Even if night time summer energy usage is higher in 20 years time we are going to have peak wind energy generation much higher than 5GW.

Building lots of wind generators and then trying to pair up this highly fluctuating source of energy with very very inflexible third generation nuclear (at any cost) is not going to work very well at all. We all know this.

This is one of the reasons I think the UK needs to start developing flexible fourth generation modular molten salt reactors now, to start replacing gas stations from 2035 onwards. We don't have the luxury of lots of sun like many other nations and our gas reserves are running out. Even if we start fracking the gas won't flow for more that a few decades.

I think that the government have already decided to build lots of off-shore wind turbines (especially as the price comes down) plus other renewables and international grid inter-connectors. For the next 40 years this will be paired up with natural/shale gas electricity generation, with the remainder of energy coming from existing coal stations and old nuclear (for 20 years or so).

This decision effectively means that third generation nuclear at any cost is dead in the water both in terms of engineering and economics.
Unfortunately our politicians have been very slow to realise this.

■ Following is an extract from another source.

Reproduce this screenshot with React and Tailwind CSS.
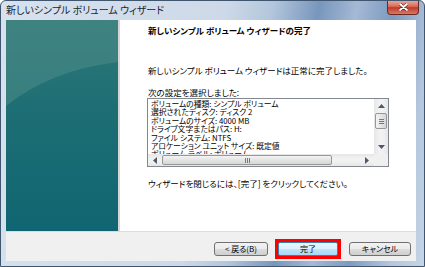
import React from "react";

function Tri({ dir }) {
  const pts = {
    up: "0,4 3.5,0 7,4",
    down: "0,0 3.5,4 7,0",
    left: "4,0 0,3.5 4,7",
    right: "0,0 4,3.5 0,7",
  }[dir];
  const vert = dir === "up" || dir === "down";
  return (
    <svg width={vert ? 7 : 4} height={vert ? 4 : 7} viewBox={vert ? "0 0 7 4" : "0 0 4 7"}>
      <polygon points={pts} fill="#4e5a6c" />
    </svg>
  );
}

const lines = [
  "ボリュームの種類: シンプル ボリューム",
  "選択されたディスク: ディスク 2",
  "ボリュームのサイズ: 4000 MB",
  "ドライブ文字またはパス: H:",
  "ファイル システム: NTFS",
  "アロケーション ユニット サイズ: 既定値",
  "ボリューム ラベル: ボリューム",
];

export default function App() {
  return (
    <div className="w-[425px] h-[267px] overflow-hidden flex flex-col rounded-t-[6px] border border-[#40566f] font-['Noto_Sans_CJK_JP',sans-serif] [font-feature-settings:'palt'] text-black bg-[linear-gradient(100deg,#d7e2ee_0%,#cdd9e8_48%,#b3c6dc_58%,#7896bd_68%,#a4b9d4_76%,#7d9ac1_84%,#b4c7de_93%,#c6d5e6_100%)]">
      {/* title bar */}
      <div className="h-[19px] flex items-start shrink-0">
        <div className="flex-1 pl-[5px] pt-[3px] text-[10px] leading-[12px] text-[#1b2430] whitespace-nowrap">
          新しいシンプル ボリューム ウィザード
        </div>
        <div className="mr-[5px] w-[32px] h-[15px] -mt-[1px] rounded-b-[4px] border border-t-0 border-[#6a2a22] bg-[linear-gradient(#eab0a2_0%,#d86e5c_45%,#c23a2a_55%,#d87a66_100%)] flex items-center justify-center">
          <svg width="9" height="8" viewBox="0 0 9 8">
            <path d="M1 1 L8 7 M8 1 L1 7" stroke="#5a2a24" strokeWidth="3" strokeLinecap="round" />
            <path d="M1 1 L8 7 M8 1 L1 7" stroke="#ffffff" strokeWidth="1.8" strokeLinecap="round" />
          </svg>
        </div>
      </div>

      {/* client */}
      <div className="ml-[5px] mr-[8px] h-[241px] flex flex-col shrink-0 bg-white">
        <div className="h-[211px] flex">
          <div className="w-[112px] relative overflow-hidden bg-[linear-gradient(#2f7878_0%,#1e6f74_40%,#0f6571_100%)]">
            <svg className="absolute inset-0" width="112" height="211" viewBox="0 0 112 211">
              <path d="M0 0 H112 V42 Q45 50 0 86 Z" fill="#4a8a87" opacity="0.6" />
            </svg>
          </div>
          <div className="w-[2px] bg-[#d6d6d6]" />
          <div className="flex-1 pl-[28px] flex flex-col">
            <div className="mt-[4px] text-[8.5px] leading-[12px] font-bold whitespace-nowrap">
              新しいシンプル ボリューム ウィザードの完了
            </div>
            <div className="mt-[28px] text-[8.5px] leading-[12px] whitespace-nowrap">
              新しいシンプル ボリューム ウィザードは正常に完了しました。
            </div>
            <div className="mt-[10px] text-[8.5px] leading-[12px] whitespace-nowrap">
              次の設定を選択しました:
            </div>
            <div className="-ml-[1px] w-[242px] h-[69px] border border-[#828790] bg-white grid grid-cols-[1fr_14px] grid-rows-[1fr_12px]">
              <div className="overflow-hidden pl-[3px] pt-[1px]">
                {lines.map((l) => (
                  <div key={l} className="text-[7.8px] leading-[8.4px] h-[8.4px] whitespace-nowrap">
                    {l}
                  </div>
                ))}
              </div>
              <div className="flex flex-col bg-[linear-gradient(to_right,#e6e6e6,#f2f2f2_40%,#f2f2f2_60%,#e6e6e6)]">
                <div className="h-[14px] flex items-center justify-center">
                  <Tri dir="up" />
                </div>
                <div className="h-[16px] mx-[1px] rounded-[2px] border border-[#979797] bg-[linear-gradient(to_right,#f4f4f4,#e4e4e4_50%,#d6d6d6)] flex flex-col items-center justify-center gap-[1px]">
                  <div className="w-[5px] h-[1px] bg-[#7a7a7a]" />
                  <div className="w-[5px] h-[1px] bg-[#7a7a7a]" />
                  <div className="w-[5px] h-[1px] bg-[#7a7a7a]" />
                </div>
                <div className="flex-1" />
                <div className="h-[14px] flex items-center justify-center">
                  <Tri dir="down" />
                </div>
              </div>
              <div className="flex bg-[linear-gradient(#e6e6e6,#f2f2f2_40%,#f2f2f2_60%,#e6e6e6)]">
                <div className="w-[14px] flex items-center justify-center">
                  <Tri dir="left" />
                </div>
                <div className="w-[170px] my-[1px] rounded-[2px] border border-[#979797] bg-[linear-gradient(#f4f4f4,#e4e4e4_50%,#d6d6d6)] flex items-center justify-center gap-[1px]">
                  <div className="w-[1px] h-[5px] bg-[#7a7a7a]" />
                  <div className="w-[1px] h-[5px] bg-[#7a7a7a]" />
                  <div className="w-[1px] h-[5px] bg-[#7a7a7a]" />
                </div>
                <div className="flex-1" />
                <div className="w-[14px] flex items-center justify-center">
                  <Tri dir="right" />
                </div>
              </div>
              <div className="bg-[#f0f0f0]" />
            </div>
            <div className="mt-[10px] text-[8.5px] leading-[12px] whitespace-nowrap">
              ウィザードを閉じるには、[完了] をクリックしてください。
            </div>
          </div>
        </div>

        <div className="h-[30px] border-t border-[#dcdcdc] bg-[#f0f0f0] flex items-center justify-end pt-[4px] pr-[5px]">
          <div className="w-[54px] h-[14px] rounded-[3px] border border-[#707070] bg-[linear-gradient(#f2f2f2_0%,#ebebeb_50%,#dddddd_50%,#cfcfcf_100%)] flex items-center justify-center text-[8px] leading-none whitespace-nowrap">
            &lt; 戻る(B)
          </div>
          <div className="ml-[7px] border-[3px] border-[#ff0000] bg-[#ff0000]">
            <div className="w-[60px] h-[14px] rounded-[2px] border border-[#3c7fb1] bg-[linear-gradient(#eaf6fd_0%,#d9f0fc_50%,#bee6fd_50%,#a7d9f5_100%)] flex items-center justify-center text-[8px] leading-none">
              完了
            </div>
          </div>
          <div className="ml-[8px] w-[62px] h-[14px] rounded-[3px] border border-[#707070] bg-[linear-gradient(#f2f2f2_0%,#ebebeb_50%,#dddddd_50%,#cfcfcf_100%)] flex items-center justify-center text-[8px] leading-none">
            キャンセル
          </div>
        </div>
      </div>
    </div>
  );
}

The worst possible world for us is if the lobbyists get to the politicians from all directions, with their offers of money and jobs and we end up with a handful of third generation nuclear stations, each with a different design and manufacturer and all requiring specialist foreign operation and maintenance staff to keep them going.

All will have been constructed using large numbers of imported foreign workers. Extremely generous public subsidies are on offer leading to hugely bloated profits being sent abroad, at the same time consumers pay vast amounts for off-shore wind generators not to generate to keep the nuclear money making machines operating.

In addition Insurance, waste and decommissioning costs will be strictly capped.

This sort of investment will not grow our economy it will act like a leech and bleed our economy dry. We all know this.

In one of the radio five live videos, Paul Williams said "Area will shrivel and die" without new nuclear plant [Hinkley Point C].

I say the UK economy will shrivel and die if we build these third generation nuclear stations at any cost. Whilst these third generation stations bleed the economy dry, we will still need to develop molten salt reactors to replace gas by 2050.

Given that molten salt reactors will/can

1. be much smaller with higher power densities and lower materials costs
2. designed to be intrinsically safe
3. be modular and factory made
4. have much smaller quantities of high level waste
5. have radioactive waste lasting for a few hundred years instead of thousands and thousands of years.
6. burn thorium, which in many instances is itself a waste product form rare earth metal mining
7. burn existing uranium and plutonium waste

How will it be possible for engineers to make molten salt reactors more expensive to build than existing third generation nuclear reactors, especially with China and India etc wanting to build them as well? Do we really think engineers are that bad nowadays!!!

Renewable won't work in the UK without backup from flexible generation plant and that can't consist of men or women on bicycles.

Do we train our nuclear apprentices now to build an old inflexible and costly nuclear technology which everyone knows won't work with renewables or do we train them up to build molten salt reactors instead?

This is the question the BBC and the rest of us should be asking.